About 3 p.m. on October 7, 1,000 Patriot Overmountain Men and militia surrounded Little Kings Mountain. More a knob than a mountain, Patrick Ferguson had camped his army of militia and Royal Provincials on the cleared top of the the hill. When given the signal, the Patriots rushed up the hill, hiding behind trees that were 3 to 5 feet in diameter and grew on the sides of the hill. Although both sides had about the same number of men, the muskets used by the Loyalist forces were inaccurate and, because they were firing downhill, most of their shots went over the heads of the Patriots. Several bayonet charges were tried by the Loyalists, but the Patriots would just run away, allowing the Patriot forces on the other side of the hill to advance.

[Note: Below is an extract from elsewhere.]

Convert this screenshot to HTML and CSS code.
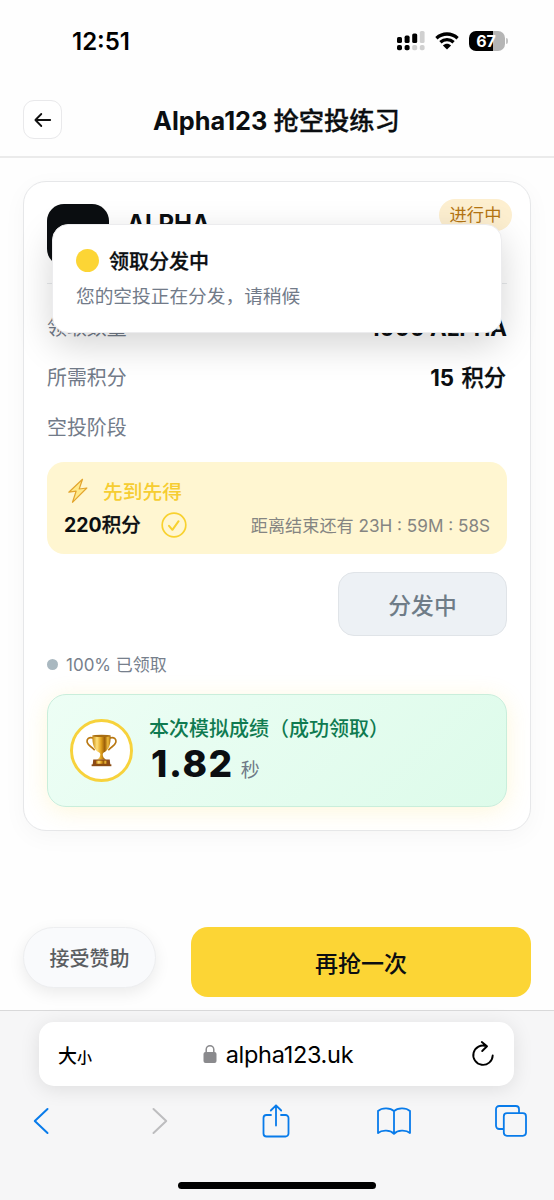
FILE: index.html
```html
<!DOCTYPE html>
<html lang="zh-CN">
<head>
<meta charset="utf-8">
<title>Alpha123 抢空投练习</title>
<link rel="stylesheet" href="styles.css">
</head>
<body>
<div class="screen">
  <div class="status">
    <span class="time">12:51</span>
    <div class="status-icons">
      <svg class="signal" width="28" height="20" viewBox="0 0 28 20">
        <g fill="#000"><rect x="0" y="6" width="5" height="6" rx="1.6"/><rect x="7.6" y="4.6" width="5" height="7.4" rx="1.6"/><rect x="15.2" y="2.4" width="5" height="9.6" rx="1.6"/><rect x="0" y="14" width="5" height="5.2" rx="1.8"/><rect x="7.6" y="14" width="5" height="5.2" rx="1.8"/></g>
        <g fill="#d0d0d0"><rect x="22.8" y="0" width="4.8" height="12" rx="1.6"/><rect x="15.2" y="14" width="5" height="5.2" rx="1.8"/><rect x="22.8" y="14" width="4.8" height="5.2" rx="1.8"/></g>
      </svg>
      <svg class="wifi" width="24" height="18" viewBox="0 0 24 18">
        <path d="M1.4 6.2C7.600.6 16.400.6 22.600 6.200M5.400 10.300c3.900-3.600 9.300-3.600 13.200 0" fill="none" stroke="#000" stroke-width="3.300"/>
        <path d="M7.900 13.400c2.400-2.100 5.800-2.100 8.200 0L12 17.600z" fill="#000"/>
      </svg>
      <div class="battery"><span>67</span></div>
      <i class="battery-tip"></i>
    </div>
  </div>

  <header class="header">
    <button class="back"><svg width="18" height="16" viewBox="0 0 18 16" fill="none" stroke="#111" stroke-width="1.8" stroke-linecap="round" stroke-linejoin="round"><path d="M16.2 8H1.6M7.3 2 1.4 8l5.9 6"/></svg></button>
    <h1>Alpha123 <span class="zh">抢空投练习</span></h1>
  </header>

  <main class="main">
    <section class="card">
      <div class="card-head">
        <div class="logo"></div>
        <div class="token">ALPHA</div>
        <span class="badge">进行中</span>
      </div>
      <div class="row"><span>领取数量</span><b>1000 ALPHA</b></div>
      <div class="row"><span>所需积分</span><b class="points">15 <span class="zh">积分</span></b></div>
      <div class="row"><span>空投阶段</span></div>
      <div class="stage">
        <div class="stage-top">
          <svg width="20" height="26" viewBox="0 0 20 26"><path d="M14.500 1.300 .8 14.200l7.300-1L4.500 24.300 18.800 10l-7.600 1z" fill="#ffe98a" stroke="#e3a52f" stroke-width="1.200" stroke-linejoin="round"/></svg>
          <span>先到先得</span>
        </div>
        <div class="stage-bottom">
          <b>220<span class="zh">积分</span></b>
          <svg width="26" height="26" viewBox="0 0 26 26" fill="none" stroke="#f8d12f" stroke-linecap="round" stroke-linejoin="round"><circle cx="13" cy="13" r="11.8" stroke-width="1.7"/><path d="m8 13.8 3.400 4 6.200-8.600" stroke-width="2"/></svg>
          <span class="countdown">距离结束还有 23H : 59M : 58S</span>
        </div>
      </div>
      <button class="claiming">分发中</button>
      <div class="claimed"><i></i><span>100% 已领取</span></div>
      <div class="result">
        <div class="medal">
          <svg width="31" height="33" viewBox="0 0 32 34">
            <defs>
              <linearGradient id="gold"><stop offset="0" stop-color="#c98a12"/><stop offset=".25" stop-color="#ffe07a"/><stop offset=".48" stop-color="#e0a01c"/><stop offset=".68" stop-color="#9a5d08"/><stop offset=".85" stop-color="#f0bd3c"/><stop offset="1" stop-color="#a8690b"/></linearGradient>
            </defs>
            <path d="M7.500 4.200C3 2.400.4 5.400 1.300 8.800c.9 3.300 4.600 4.200 7.200 7.400M24.500 4.200c4.500-1.800 7.100 1.200 6.200 4.600-.9 3.300-4.600 4.200-7.200 7.400" fill="none" stroke="#b97812" stroke-width="1.700" stroke-linecap="round"/>
            <path d="M6.600 1.500h18.800c.3 9.500-1.800 15-7 17.500-1.500.8-1.200 2.500-.8 4 .2 1.200 1.200 2.300 3.200 3.500h-9.600c2-1.200 3-2.300 3.200-3.500.4-1.500.7-3.200-.8-4-5.200-2.500-7.300-8-7-17.500z" fill="url(#gold)"/>
            <ellipse cx="16" cy="1.900" rx="9.400" ry="1.200" fill="#a86d12"/>
            <path d="M7.500 26.400h17l.7 5.800H6.800z" fill="#8d4a17"/>
            <path d="M10.500 27.500h11v3.200h-11z" fill="url(#gold)"/>
            <path d="M5.800 31.300h20.400v1.900H5.800z" fill="#8a4b12"/>
          </svg>
        </div>
        <div class="score">
          <div class="score-title">本次模拟成绩（成功领取）</div>
          <div class="score-value"><b>1.82</b><span>秒</span></div>
        </div>
      </div>
    </section>
  </main>

  <div class="actions">
    <button class="sponsor">接受赞助</button>
    <button class="again">再抢一次</button>
  </div>

  <footer class="browser">
    <div class="urlbar">
      <span class="size">大<small>小</small></span>
      <div class="address">
        <svg width="14" height="20" viewBox="0 0 14 20"><rect x=".5" y="8" width="13" height="11" rx="2" fill="#8a8a8d"/><path d="M3.200 9V5.500a3.800 3.800 0 0 1 7.600 0V9" fill="none" stroke="#8a8a8d" stroke-width="1.500"/></svg>
        <span>alpha123.uk</span>
      </div>
      <svg class="reload" width="24" height="28" viewBox="0 0 24 28" fill="none" stroke="#000" stroke-width="1.900" stroke-linecap="round" stroke-linejoin="round"><path d="M15.400 6.100A9.700 9.700 0 1 0 21.700 15.500M10.800 2l5.200 4.300-4.800 4.700"/></svg>
    </div>
    <nav class="toolbar">
      <svg height="28" viewBox="0 0 16 28" fill="none" stroke="#087bea" stroke-width="2" stroke-linecap="round" stroke-linejoin="round"><path d="M14.500 2 1.800 14l12.700 12"/></svg>
      <svg height="28" viewBox="0 0 16 28" fill="none" stroke="#bdbdbf" stroke-width="2" stroke-linecap="round" stroke-linejoin="round"><path d="m2.500 2 12.700 12L2.500 26"/></svg>
      <svg height="34" viewBox="0 0 28 34" fill="none" stroke="#087bea" stroke-width="1.800" stroke-linecap="round" stroke-linejoin="round"><path d="M9 11H4.500A3 3 0 0 0 1.500 14v15.500a3 3 0 0 0 3 3h19a3 3 0 0 0 3-3V14a3 3 0 0 0-3-3H19M14 21.500V1.500M8.800 6.500 14 1.300l5.200 5.200"/></svg>
      <svg height="28" viewBox="0 0 34 28" fill="none" stroke="#087bea" stroke-width="1.800" stroke-linejoin="round"><path d="M17 4.200C13.500.5 5 .3 1 4v22c4-3.600 12.500-3.200 16 .8 3.500-4 12-4.400 16-.8V4C29 .3 20.500.5 17 4.200zM17 4.200v22.600"/></svg>
      <svg height="32" viewBox="0 0 32 32" fill="none" stroke="#087bea" stroke-width="1.800"><path d="M8.500 24H4.200A3.200 3.200 0 0 1 1 20.800V4.200A3.200 3.200 0 0 1 4.200 1h16.600A3.200 3.200 0 0 1 24 4.200V8"/><rect x="8.800" y="8.200" width="22.200" height="22.600" rx="3.200"/></svg>
    </nav>
    <div class="home"></div>
  </footer>

  <div class="toast">
    <div class="toast-title"><i></i><span class="zh">领取分发中</span></div>
    <p>您的空投正在分发，请稍候</p>
  </div>
</div>
</body>
</html>
```

FILE: styles.css
```css
* { box-sizing: border-box; }
body { margin: 0; background: #fff; color: #0b0e11; font-family: Inter, "Noto Sans CJK SC", sans-serif; }
button { font-family: inherit; padding: 0; margin: 0; color: inherit; }
svg { display: block; flex: none; }
.zh { font-weight: 500; -webkit-text-stroke: .3px currentColor; }
.screen { position: relative; width: 554px; height: 1200px; overflow: hidden; display: flex; flex-direction: column; background: #fefefe; }

.status { height: 84px; padding: 31px 46px 0 72px; display: flex; justify-content: space-between; align-items: flex-start; }
.time { font-size: 24px; line-height: 21px; font-weight: 600; color: #000; }
.status-icons { display: flex; align-items: center; height: 20px; }
.wifi { margin-left: 10px; }
.battery { margin-left: 10px; width: 36px; height: 20px; padding-right: 2px; border-radius: 7px; background: linear-gradient(90deg, #000 67%, #b5b5b5 67%); color: #fff; font-size: 16px; font-weight: 700; line-height: 20px; text-align: center; }
.battery-tip { width: 2px; height: 6px; margin-left: 1px; border-radius: 0 2px 2px 0; background: #c4c4c4; }

.header { height: 74px; flex: none; border-bottom: 2px solid #ebebeb; display: flex; align-items: center; padding: 0 23px; }
.back { width: 39px; height: 39px; border: 1.5px solid #e9e9eb; border-radius: 11px; background: #fff; display: flex; align-items: center; justify-content: center; margin-top: -1px; }
.header h1 { flex: 1; margin: 1px 40px 0 0; text-align: center; font-size: 25.300px; line-height: 36px; font-weight: 700; }

.main { padding: 23px 23px 0; height: 769px; flex: none; }
.card { height: 650px; border: 1px solid #e6e7e9; border-radius: 23px; padding: 22px 23px; box-shadow: 0 6px 24px rgba(0,0,0,.035); background: #fff; }
.card-head { display: flex; height: 80px; border-bottom: 1px solid #e8eaec; }
.logo { width: 62px; height: 62px; border-radius: 17px; background: #0b0e11; }
.token { flex: 1; margin-left: 18px; padding-top: 4px; font-size: 24px; line-height: 32px; font-weight: 700; }
.badge { width: 73px; height: 32px; margin: -5px -5px 0 0; border-radius: 16px; background: #fdefd0; color: #b57512; font-size: 17.300px; line-height: 32px; text-align: center; }
.row { display: flex; justify-content: space-between; height: 30px; margin-bottom: 20px; line-height: 30px; font-size: 19.900px; color: #727b89; }
.row b { font-size: 22.300px; font-weight: 700; color: #0b0e11; }
.row .points { word-spacing: 2px; margin-right: 1px; }
.card-head + .row { margin-top: 29px; }
.row:has(+ .stage) { margin-bottom: 19px; }
.stage { height: 92px; border-radius: 17px; background: #fff6d1; padding: 16px 17px; }
.stage-top { display: flex; height: 26px; align-items: center; padding-left: 4px; font-size: 19.800px; font-weight: 500; color: #f6cd32; }
.stage-top span { margin: -2px 0 0 15px; }
.stage-bottom { display: flex; height: 42px; align-items: center; }
.stage-bottom b { width: 97px; font-size: 19.500px; font-weight: 700; line-height: 26px; }
.countdown { margin-left: auto; font-size: 17.150px; color: #858582; white-space: nowrap; line-height: 26px; margin-top: 1px; }
.claiming { display: block; width: 169px; height: 64px; margin: 18px 0 0 auto; border: 1px solid #e0e4e8; border-radius: 16px; background: #edf1f5; color: #6f7c87; font-size: 22.800px; font-weight: 500; }
.claimed { display: flex; align-items: center; height: 24px; margin-top: 16px; font-size: 17px; line-height: 22px; color: #777f8c; }
.claimed span { margin-top: 1px; }
.claimed i { width: 11px; height: 11px; border-radius: 50%; background: #a9b8c0; margin-right: 8px; }
.result { height: 113px; margin-top: 18px; border: 1.500px solid #c9eedb; border-radius: 19px; background: linear-gradient(135deg, #edfef5, #ddfbea); box-shadow: 0 4px 23px rgba(252,213,53,.18); display: flex; align-items: center; padding-left: 22px; }
.medal { width: 63px; height: 63px; border: 3px solid #f7d23c; border-radius: 50%; background: #fff; display: flex; align-items: center; justify-content: center; }
.score { margin-left: 16px; height: 72px; }
.score-title { font-size: 20px; line-height: 28px; font-weight: 500; color: #0f7a50; white-space: nowrap; }
.score-value { display: flex; align-items: baseline; line-height: 44px; margin-top: -1px; }
.score-value b { font-size: 37px; font-weight: 800; margin-left: 2px; letter-spacing: 1.600px; }
.score-value span { font-size: 19px; margin-left: 7px; color: #6f7986; }

.actions { display: flex; height: 83px; flex: none; padding: 0 23px; justify-content: space-between; }
.sponsor { width: 133px; height: 61px; border: 1px solid #edeef0; border-radius: 31px; background: #f9fafc; box-shadow: 0 5px 16px rgba(0,0,0,.08); color: #5a5d61; font-size: 20px; font-weight: 500; }
.again { width: 340px; height: 70px; border: 0; border-radius: 17px; background: #fcd535; font-size: 23px; font-weight: 500; }

.browser { flex: none; height: 190px; border-top: 1px solid #d9d9da; background: #f6f6f7; padding: 11px 26px 0 24px; }
.urlbar { height: 64px; margin: 0 14px 0 15px; border-radius: 15px; background: #fff; box-shadow: 0 3px 20px rgba(0,0,0,.1); padding: 0 19px; display: flex; align-items: center; justify-content: space-between; color: #000; }
.size { font-size: 19px; font-weight: 500; width: 62px; }
.size small { font-size: 15px; }
.address { display: flex; align-items: center; gap: 9px; font-size: 23.500px; letter-spacing: -.3px; margin-left: 3px; }
.reload { margin-left: 38px; }
.toolbar { display: flex; justify-content: space-between; align-items: center; height: 70px; }
.toolbar svg { width: 34px; }
.home { width: 198px; height: 7px; margin: 26px auto 0; border-radius: 4px; background: #000; transform: translateX(1px); }

.toast { position: absolute; left: 52px; top: 224px; width: 450px; height: 109px; border: 1px solid #ececee; border-radius: 16px; background: #fff; box-shadow: 0 12px 36px rgba(0,0,0,.17); padding: 20px 23px; }
.toast-title { display: flex; align-items: center; height: 30px; font-size: 20px; }
.toast-title i { width: 23px; height: 23px; border-radius: 50%; background: #fcd535; margin-right: 10px; }
.toast p { margin: 8px 0 0; font-size: 18.700px; line-height: 28px; color: #727b89; }
```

Bit by bit the Patriots climbed the hill, shooting with deadly accuracy behind their good cover. The Loyalists were killed and pushed back until they were surrounded and ready to surrender. Patrick Ferguson, however, refused to let his army be defeated by “bandits” and he would not allow them to surrender. When the Patriot forces got close enough, Patrick Ferguson was shot by many of them at the same time, and fell dead from his horse. Finally, Captain Abraham DePeyster was able to surrender the Loyalist forces. The Loyalists had 300 casualties and 800 men were taken prisoner. The Patriots lost less than 100.
The Battle of Kings Mountain was over in an hour. After the battle, the Overmountain Men returned home, having done what they set out to do. But the Battle of Kings Mountain was a turning point for the Revolution. It gave the Patriots much needed hope and showed them that militia and guerrilla fighters could defeat the British led army.